WRITTEN INSTRUCTION.
In the material below, the lines containing the word "this" are required; copy each of them.
┄┄┄┄┄┄┄┄┄┄┄┄┄┄┄┄┄┄┄┄
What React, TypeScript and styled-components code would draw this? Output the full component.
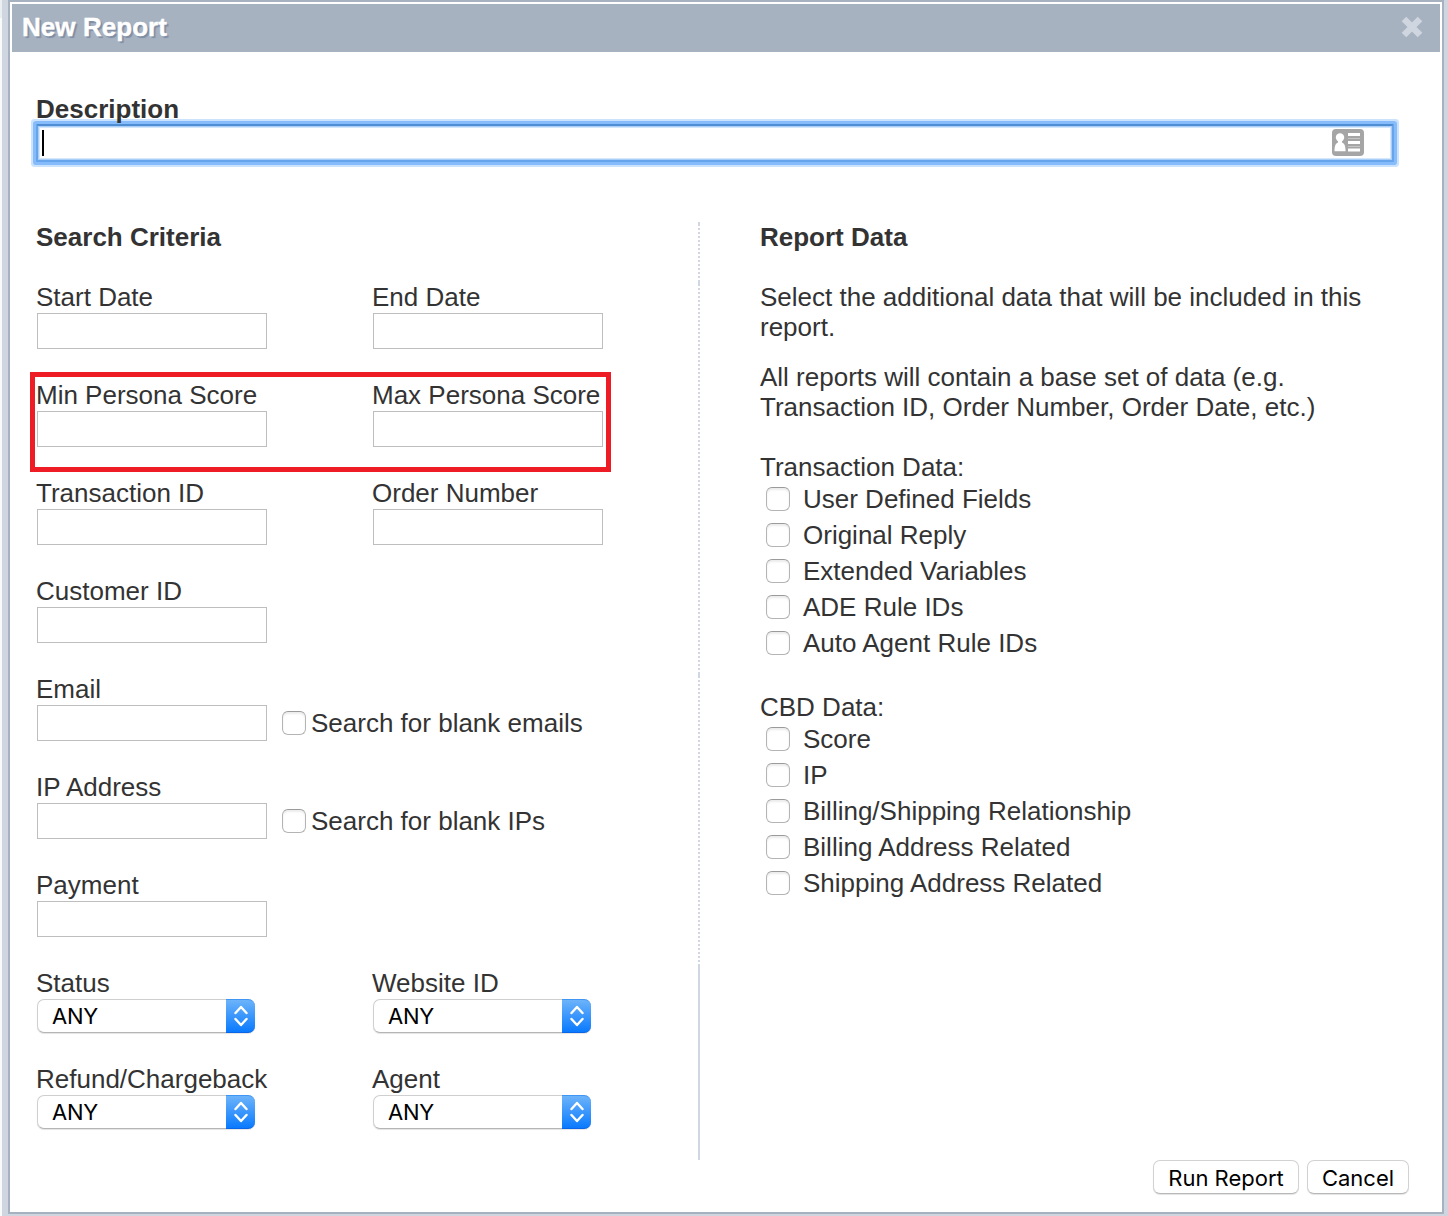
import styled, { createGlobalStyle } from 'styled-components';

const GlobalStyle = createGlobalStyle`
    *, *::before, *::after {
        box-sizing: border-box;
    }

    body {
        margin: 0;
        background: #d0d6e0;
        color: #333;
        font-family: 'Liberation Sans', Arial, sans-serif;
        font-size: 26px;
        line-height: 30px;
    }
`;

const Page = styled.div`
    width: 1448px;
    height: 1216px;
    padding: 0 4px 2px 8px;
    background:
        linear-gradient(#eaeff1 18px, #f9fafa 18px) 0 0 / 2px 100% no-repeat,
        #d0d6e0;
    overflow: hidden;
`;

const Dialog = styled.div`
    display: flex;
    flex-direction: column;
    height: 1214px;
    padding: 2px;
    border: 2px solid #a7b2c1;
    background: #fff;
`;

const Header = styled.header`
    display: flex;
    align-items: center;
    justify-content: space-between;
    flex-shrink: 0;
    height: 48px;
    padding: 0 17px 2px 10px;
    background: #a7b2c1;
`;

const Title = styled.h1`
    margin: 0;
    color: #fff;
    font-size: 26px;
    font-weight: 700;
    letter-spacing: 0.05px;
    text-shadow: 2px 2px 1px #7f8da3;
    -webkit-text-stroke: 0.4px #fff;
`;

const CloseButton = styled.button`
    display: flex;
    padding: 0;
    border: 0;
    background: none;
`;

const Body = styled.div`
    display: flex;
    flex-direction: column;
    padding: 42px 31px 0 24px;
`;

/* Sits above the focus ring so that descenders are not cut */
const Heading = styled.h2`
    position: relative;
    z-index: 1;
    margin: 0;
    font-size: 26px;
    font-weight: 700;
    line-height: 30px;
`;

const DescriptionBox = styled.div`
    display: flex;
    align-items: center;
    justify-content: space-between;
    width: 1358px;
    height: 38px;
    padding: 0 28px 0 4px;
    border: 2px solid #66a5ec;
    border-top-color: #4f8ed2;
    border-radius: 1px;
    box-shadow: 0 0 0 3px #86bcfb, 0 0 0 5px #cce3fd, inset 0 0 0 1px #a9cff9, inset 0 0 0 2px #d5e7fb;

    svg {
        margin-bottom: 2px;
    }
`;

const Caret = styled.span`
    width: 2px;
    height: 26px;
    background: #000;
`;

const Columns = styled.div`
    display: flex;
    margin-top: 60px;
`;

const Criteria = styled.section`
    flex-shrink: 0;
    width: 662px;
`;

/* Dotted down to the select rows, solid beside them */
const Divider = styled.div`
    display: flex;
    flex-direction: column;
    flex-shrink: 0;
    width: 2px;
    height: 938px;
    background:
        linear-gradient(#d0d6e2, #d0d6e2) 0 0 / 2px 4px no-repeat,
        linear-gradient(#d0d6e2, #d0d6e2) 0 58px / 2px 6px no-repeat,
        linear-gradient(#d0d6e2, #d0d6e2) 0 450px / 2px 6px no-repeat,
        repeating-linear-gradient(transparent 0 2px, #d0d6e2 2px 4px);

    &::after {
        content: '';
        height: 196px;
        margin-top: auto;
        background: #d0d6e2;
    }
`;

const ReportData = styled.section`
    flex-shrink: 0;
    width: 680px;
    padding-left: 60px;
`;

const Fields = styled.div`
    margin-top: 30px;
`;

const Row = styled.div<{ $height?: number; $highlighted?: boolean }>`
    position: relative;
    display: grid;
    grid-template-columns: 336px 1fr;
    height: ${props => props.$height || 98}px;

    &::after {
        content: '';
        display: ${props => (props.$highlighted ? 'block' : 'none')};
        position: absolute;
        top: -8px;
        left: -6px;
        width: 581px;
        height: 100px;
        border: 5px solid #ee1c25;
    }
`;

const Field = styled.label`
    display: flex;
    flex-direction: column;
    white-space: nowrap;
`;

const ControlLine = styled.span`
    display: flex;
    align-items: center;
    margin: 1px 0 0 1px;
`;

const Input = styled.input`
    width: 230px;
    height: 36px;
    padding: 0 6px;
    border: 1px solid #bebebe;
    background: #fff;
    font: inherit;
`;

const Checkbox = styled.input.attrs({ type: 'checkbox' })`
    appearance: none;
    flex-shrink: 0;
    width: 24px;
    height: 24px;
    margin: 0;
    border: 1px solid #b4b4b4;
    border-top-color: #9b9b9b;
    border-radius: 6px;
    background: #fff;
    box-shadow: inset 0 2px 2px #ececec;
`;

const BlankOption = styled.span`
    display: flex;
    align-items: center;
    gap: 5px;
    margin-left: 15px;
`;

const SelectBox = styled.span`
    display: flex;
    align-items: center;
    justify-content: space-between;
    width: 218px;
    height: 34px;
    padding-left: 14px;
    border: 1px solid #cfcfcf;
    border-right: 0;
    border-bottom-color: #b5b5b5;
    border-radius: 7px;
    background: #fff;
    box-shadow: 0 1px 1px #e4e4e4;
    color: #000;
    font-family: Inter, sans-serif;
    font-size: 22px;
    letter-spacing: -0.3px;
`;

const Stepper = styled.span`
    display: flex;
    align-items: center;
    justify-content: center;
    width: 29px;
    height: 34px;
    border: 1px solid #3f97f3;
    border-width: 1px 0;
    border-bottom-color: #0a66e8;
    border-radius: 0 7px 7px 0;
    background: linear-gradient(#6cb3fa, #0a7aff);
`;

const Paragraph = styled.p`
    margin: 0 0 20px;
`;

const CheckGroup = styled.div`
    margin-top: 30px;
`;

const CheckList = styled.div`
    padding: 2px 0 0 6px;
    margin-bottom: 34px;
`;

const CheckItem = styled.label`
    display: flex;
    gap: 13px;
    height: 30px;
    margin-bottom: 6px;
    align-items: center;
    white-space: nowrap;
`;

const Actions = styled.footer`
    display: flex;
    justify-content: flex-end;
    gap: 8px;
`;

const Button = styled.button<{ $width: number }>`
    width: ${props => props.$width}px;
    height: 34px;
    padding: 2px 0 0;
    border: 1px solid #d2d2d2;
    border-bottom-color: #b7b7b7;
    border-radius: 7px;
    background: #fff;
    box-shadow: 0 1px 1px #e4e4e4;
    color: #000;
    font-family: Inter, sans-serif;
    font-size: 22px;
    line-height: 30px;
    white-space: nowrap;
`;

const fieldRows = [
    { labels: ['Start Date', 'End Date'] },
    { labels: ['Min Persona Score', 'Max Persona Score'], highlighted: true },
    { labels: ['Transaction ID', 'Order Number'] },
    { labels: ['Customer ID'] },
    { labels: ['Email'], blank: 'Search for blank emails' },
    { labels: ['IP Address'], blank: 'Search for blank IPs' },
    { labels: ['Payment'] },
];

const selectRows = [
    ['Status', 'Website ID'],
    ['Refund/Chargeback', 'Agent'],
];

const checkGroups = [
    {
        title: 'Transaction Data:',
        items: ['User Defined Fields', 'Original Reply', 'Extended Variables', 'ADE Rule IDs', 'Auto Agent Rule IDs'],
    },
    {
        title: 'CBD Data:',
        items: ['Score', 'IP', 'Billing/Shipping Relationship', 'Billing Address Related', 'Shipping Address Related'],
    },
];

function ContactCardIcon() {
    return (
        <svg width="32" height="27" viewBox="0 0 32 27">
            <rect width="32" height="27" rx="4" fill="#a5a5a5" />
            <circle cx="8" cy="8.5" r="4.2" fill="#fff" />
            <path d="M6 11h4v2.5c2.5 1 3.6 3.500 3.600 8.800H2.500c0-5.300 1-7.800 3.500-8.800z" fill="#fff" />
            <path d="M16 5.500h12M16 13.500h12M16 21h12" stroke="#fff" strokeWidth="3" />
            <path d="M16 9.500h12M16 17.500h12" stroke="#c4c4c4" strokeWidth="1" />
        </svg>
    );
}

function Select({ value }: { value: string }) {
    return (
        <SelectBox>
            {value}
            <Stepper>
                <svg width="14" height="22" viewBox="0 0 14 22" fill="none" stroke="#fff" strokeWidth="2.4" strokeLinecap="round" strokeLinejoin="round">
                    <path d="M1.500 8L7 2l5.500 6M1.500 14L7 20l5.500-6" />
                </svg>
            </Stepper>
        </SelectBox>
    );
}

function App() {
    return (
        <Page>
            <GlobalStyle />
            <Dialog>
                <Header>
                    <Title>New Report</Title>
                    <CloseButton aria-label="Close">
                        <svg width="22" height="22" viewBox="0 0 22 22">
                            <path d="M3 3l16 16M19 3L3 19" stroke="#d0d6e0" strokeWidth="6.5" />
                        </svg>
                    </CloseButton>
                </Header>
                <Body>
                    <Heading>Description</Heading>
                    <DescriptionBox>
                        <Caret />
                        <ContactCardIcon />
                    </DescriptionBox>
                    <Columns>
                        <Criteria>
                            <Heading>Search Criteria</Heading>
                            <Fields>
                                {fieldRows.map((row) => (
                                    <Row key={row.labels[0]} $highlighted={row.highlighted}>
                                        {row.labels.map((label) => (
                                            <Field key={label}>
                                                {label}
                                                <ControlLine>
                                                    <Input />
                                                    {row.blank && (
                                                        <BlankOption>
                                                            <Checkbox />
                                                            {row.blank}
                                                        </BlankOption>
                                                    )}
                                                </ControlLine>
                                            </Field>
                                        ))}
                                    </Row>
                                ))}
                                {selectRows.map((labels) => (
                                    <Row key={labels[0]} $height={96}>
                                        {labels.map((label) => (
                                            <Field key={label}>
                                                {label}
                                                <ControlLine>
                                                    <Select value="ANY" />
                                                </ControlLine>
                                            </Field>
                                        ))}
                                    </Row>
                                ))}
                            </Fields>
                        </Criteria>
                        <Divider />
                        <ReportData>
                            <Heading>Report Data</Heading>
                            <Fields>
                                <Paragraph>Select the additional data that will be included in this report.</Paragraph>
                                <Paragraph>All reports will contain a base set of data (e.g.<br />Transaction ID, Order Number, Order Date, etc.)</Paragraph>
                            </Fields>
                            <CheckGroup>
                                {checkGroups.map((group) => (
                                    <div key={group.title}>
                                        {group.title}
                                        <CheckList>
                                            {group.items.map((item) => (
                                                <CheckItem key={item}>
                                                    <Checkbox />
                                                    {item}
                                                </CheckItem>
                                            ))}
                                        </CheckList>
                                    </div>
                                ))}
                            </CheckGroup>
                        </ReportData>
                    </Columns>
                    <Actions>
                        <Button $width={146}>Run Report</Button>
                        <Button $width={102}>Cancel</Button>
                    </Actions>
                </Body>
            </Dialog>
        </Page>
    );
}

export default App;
┄┄┄┄┄┄┄┄┄┄┄┄┄┄┄┄┄┄┄┄
EXERCISE RESPONSE.
What React, TypeScript and styled-components code would draw this? Output the full component.
                                <Paragraph>Select the additional data that will be included in this report.</Paragraph>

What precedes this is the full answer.